-- ENTRIES SUPPLIED start --
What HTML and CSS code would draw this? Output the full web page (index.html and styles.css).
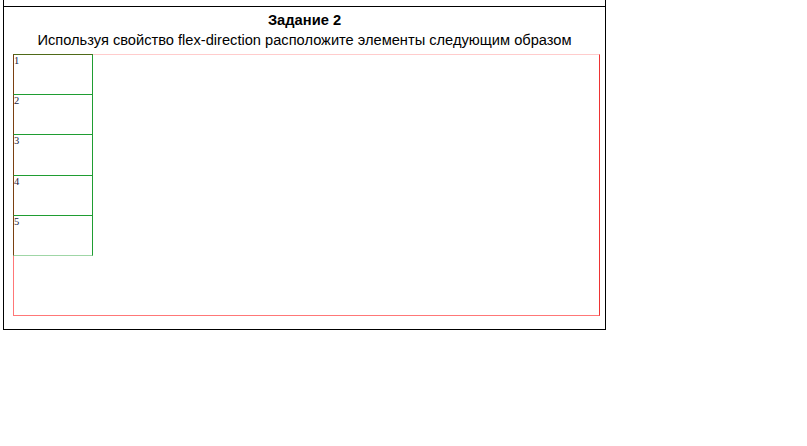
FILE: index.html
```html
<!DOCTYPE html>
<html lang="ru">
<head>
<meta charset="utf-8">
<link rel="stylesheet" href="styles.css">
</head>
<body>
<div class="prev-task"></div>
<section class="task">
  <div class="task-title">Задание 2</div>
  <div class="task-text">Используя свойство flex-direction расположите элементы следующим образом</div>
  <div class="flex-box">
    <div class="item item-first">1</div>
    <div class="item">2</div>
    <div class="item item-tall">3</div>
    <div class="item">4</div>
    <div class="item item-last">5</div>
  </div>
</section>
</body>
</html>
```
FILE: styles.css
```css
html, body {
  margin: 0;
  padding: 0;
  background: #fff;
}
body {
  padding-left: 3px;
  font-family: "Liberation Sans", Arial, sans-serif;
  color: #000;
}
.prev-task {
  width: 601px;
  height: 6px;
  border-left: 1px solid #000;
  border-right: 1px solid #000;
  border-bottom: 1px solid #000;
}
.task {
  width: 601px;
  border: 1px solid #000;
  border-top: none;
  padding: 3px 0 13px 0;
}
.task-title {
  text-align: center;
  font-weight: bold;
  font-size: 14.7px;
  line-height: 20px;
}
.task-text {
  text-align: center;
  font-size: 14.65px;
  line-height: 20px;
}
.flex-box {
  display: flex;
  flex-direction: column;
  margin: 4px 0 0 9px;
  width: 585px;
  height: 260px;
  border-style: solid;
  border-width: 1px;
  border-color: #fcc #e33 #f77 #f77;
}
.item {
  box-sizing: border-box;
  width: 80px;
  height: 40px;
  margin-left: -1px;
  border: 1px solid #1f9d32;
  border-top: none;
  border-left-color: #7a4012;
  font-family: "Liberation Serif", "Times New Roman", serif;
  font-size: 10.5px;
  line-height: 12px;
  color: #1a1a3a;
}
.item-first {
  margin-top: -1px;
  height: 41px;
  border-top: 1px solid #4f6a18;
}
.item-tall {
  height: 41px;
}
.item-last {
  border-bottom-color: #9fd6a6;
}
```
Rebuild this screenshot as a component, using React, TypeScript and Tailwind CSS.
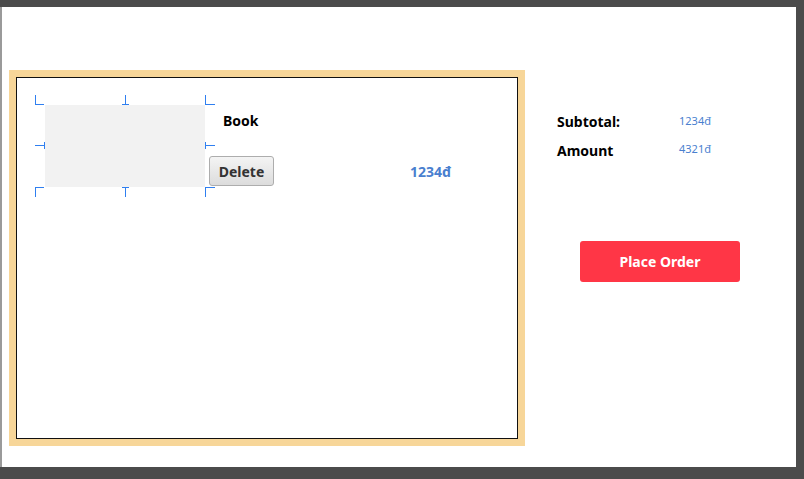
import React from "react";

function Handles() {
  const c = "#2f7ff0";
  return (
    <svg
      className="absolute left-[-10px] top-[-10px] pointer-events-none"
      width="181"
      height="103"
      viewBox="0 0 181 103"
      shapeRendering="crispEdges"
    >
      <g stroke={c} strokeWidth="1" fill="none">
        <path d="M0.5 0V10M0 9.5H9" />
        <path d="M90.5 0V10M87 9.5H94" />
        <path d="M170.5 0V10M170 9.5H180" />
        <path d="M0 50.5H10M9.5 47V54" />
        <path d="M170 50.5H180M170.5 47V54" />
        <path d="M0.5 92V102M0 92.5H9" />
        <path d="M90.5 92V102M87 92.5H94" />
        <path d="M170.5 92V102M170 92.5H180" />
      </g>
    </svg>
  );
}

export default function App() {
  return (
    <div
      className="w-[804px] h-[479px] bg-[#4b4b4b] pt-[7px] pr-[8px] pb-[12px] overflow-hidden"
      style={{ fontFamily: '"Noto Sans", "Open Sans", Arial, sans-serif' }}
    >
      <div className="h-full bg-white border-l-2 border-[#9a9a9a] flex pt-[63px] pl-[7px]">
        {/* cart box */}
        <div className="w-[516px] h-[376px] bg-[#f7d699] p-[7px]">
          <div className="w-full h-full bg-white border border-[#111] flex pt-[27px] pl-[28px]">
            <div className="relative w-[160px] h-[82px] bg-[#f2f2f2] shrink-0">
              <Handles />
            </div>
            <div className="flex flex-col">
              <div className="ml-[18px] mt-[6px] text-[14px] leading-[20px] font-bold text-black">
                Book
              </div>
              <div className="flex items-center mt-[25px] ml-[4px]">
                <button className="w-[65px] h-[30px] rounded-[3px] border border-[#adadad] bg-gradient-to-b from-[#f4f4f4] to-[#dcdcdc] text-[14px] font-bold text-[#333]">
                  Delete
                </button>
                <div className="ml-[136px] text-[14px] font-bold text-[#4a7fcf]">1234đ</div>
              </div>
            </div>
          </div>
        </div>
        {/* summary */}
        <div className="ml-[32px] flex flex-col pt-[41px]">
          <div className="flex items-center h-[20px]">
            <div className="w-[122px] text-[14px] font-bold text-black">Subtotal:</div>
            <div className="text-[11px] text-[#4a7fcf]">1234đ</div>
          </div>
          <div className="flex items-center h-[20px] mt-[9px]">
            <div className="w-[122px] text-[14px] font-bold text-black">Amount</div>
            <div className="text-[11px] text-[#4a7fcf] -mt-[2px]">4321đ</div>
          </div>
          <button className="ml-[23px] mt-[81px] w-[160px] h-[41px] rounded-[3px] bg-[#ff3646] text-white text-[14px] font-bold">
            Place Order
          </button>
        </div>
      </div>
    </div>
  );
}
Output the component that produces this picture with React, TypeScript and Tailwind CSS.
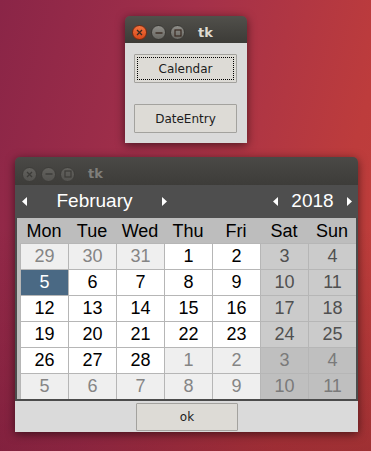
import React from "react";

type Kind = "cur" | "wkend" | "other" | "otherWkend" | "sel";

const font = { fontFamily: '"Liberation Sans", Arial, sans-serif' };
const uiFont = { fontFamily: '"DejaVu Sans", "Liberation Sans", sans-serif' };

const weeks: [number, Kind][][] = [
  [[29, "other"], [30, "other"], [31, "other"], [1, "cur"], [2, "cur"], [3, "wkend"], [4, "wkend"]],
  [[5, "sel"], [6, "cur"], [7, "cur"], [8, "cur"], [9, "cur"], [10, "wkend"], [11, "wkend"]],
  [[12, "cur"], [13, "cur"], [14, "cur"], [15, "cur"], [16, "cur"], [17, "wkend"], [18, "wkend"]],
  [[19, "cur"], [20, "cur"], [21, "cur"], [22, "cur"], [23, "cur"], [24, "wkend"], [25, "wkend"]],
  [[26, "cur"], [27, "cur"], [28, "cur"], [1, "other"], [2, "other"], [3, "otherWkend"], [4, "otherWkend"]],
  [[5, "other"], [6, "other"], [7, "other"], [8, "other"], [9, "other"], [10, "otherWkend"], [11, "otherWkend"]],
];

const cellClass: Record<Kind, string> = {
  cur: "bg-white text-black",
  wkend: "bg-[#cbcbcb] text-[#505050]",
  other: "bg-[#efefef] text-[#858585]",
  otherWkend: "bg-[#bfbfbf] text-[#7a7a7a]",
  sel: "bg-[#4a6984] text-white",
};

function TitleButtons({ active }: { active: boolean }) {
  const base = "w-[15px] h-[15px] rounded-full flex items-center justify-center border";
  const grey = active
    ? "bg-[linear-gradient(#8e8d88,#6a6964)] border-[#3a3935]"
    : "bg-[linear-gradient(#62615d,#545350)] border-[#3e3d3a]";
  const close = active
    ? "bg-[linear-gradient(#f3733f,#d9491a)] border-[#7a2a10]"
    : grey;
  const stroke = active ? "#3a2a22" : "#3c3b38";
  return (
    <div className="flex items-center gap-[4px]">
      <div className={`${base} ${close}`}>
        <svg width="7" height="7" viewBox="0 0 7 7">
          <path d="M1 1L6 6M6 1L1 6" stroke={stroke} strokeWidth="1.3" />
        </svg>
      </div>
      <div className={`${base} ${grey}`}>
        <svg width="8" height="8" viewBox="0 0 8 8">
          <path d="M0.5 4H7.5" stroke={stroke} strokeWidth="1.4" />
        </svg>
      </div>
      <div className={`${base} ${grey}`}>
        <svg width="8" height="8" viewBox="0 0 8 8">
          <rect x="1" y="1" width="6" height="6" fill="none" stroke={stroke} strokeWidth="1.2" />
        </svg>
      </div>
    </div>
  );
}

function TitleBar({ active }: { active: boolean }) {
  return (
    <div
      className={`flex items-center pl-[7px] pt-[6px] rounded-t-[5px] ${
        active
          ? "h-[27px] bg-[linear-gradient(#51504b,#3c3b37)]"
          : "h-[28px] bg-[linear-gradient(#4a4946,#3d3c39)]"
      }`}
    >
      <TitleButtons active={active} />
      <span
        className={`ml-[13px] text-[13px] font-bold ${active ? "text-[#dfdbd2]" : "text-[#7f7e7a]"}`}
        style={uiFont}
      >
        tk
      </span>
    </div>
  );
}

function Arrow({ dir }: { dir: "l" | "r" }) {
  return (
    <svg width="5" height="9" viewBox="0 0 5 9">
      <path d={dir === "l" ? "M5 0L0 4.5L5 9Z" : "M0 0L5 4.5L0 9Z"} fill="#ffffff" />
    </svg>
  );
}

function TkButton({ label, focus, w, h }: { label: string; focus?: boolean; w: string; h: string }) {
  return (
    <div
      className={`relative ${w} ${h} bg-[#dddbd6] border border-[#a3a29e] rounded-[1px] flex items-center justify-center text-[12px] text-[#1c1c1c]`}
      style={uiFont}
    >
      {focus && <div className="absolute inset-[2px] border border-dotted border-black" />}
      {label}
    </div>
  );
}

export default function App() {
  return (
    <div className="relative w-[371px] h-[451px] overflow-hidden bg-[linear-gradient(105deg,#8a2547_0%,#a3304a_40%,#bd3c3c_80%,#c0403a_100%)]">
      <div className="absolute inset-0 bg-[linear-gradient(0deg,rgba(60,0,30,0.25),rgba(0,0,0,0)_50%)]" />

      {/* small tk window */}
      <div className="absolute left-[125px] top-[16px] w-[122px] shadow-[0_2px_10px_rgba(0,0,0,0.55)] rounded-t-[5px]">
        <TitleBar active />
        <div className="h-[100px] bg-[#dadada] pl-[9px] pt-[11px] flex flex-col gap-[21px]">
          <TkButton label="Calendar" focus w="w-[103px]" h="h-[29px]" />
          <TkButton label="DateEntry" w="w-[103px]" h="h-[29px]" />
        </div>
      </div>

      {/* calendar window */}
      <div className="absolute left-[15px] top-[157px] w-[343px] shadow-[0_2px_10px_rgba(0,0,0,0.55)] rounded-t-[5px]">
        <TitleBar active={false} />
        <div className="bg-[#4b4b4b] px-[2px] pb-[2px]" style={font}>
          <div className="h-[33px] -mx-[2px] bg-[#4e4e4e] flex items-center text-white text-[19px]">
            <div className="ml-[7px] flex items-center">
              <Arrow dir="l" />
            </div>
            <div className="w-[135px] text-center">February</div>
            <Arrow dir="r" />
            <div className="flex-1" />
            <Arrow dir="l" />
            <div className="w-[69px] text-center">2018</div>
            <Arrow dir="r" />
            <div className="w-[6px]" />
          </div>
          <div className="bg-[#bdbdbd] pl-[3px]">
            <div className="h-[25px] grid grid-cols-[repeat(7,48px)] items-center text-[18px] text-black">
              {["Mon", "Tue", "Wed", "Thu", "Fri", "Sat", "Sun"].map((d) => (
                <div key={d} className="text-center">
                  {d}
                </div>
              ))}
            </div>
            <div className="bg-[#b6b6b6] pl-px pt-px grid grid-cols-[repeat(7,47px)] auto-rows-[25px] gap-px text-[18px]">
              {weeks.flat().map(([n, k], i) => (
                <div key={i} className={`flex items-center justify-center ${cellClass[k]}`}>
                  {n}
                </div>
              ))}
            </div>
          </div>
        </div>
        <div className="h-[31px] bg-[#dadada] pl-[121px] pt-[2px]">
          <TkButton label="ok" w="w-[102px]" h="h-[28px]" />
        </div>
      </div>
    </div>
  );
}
-- ENTRIES SUPPLIED end --
TASK TO COMPLETE: Gather each line from the listing above that holds "TypeScript".

REPLY TO THE TASK:
Rebuild this screenshot as a component, using React, TypeScript and Tailwind CSS.
Output the component that produces this picture with React, TypeScript and Tailwind CSS.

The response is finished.